Art is not obliged to provide an “emotional hook.” Such a hook may be a necessary apparatus for some types of narratives, but there are other types of narratives. My response here is the same as my response to those critics of The Passion of the Christ who objected to the dearth of character development and dramatic structure, and to critics of The Lord of the Rings who objected to the lack of psychological depth and moral ambiguity. These are narratives that are doing something else, and doing it effectively.
Acting, too, can mean very different things in different contexts. Have you ever seen a Bresson film? The actors don’t “act” at all. They recite their lines with an absolute minimum of affect, which is what Bresson wants. Conversely, consider the exuberance of Douglas Fairbanks, Sr., which some might consider garish overacting, but which TV Guide perceptively describes this way: “His daringly, beautifully florid performance is grounded less in dramatics than in dance.” I can respect someone not appreciating either or both, but that’s not a criticism.
I know someone who hates The Wizard of Oz for reasons such as Dorothy’s age making no sense (is she supposed to be seven or seventeen?). If you give the film something of the liberty of a stage musical, though, it works.
Regarding score, unfortunately this is an area where I’m less sensitive than I’d like to be. I don’t know what a more musically attuned critic might say here; I would only say that there are things one can easily forgive in a micro-budgeted picture like this, and this may be one of them.

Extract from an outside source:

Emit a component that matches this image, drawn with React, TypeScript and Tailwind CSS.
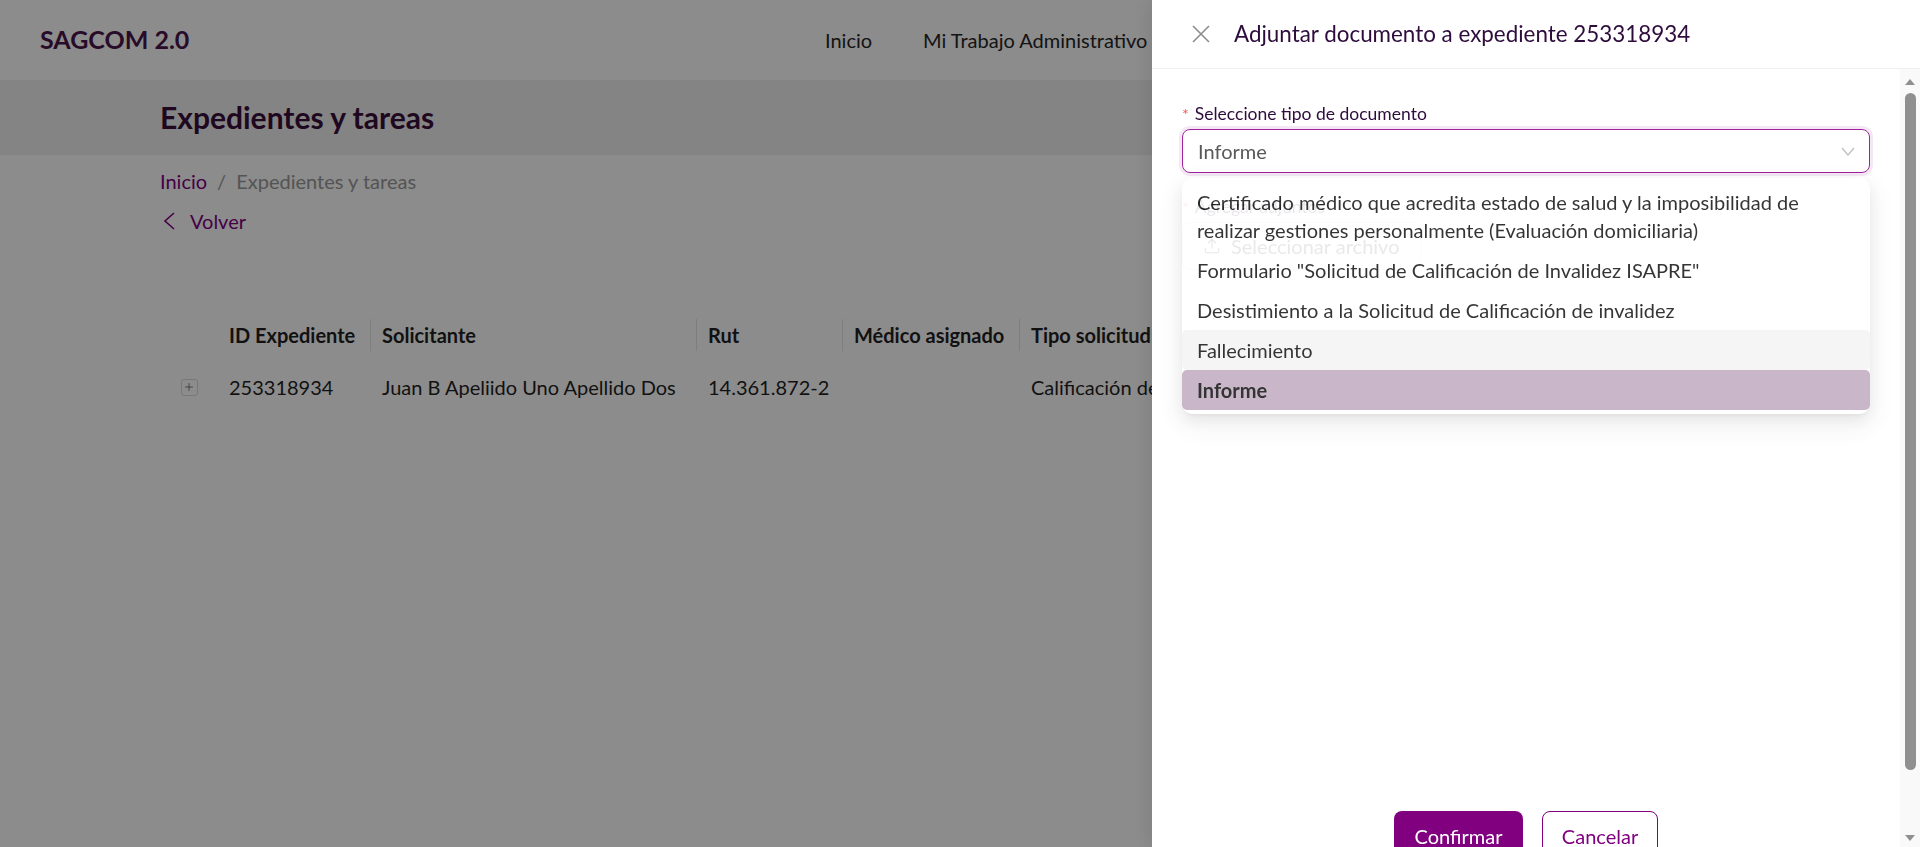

None of this is to try to change your mind on the film, only to suggest that it may be working on a different level than you’re critiquing it. For me, The 13th Day works as an expression of the quality of the events in question as fragmentary, jewel-like childhood memories crystalized and sharpened over two decades in the mind of Sister Lucia as she sits writing her memoirs. If it doesn’t work for you, or even if you think I’m just plain wrong, that’s okay. I’m not the pope of movies. Even the pope isn’t the pope of movies. Hope that helps.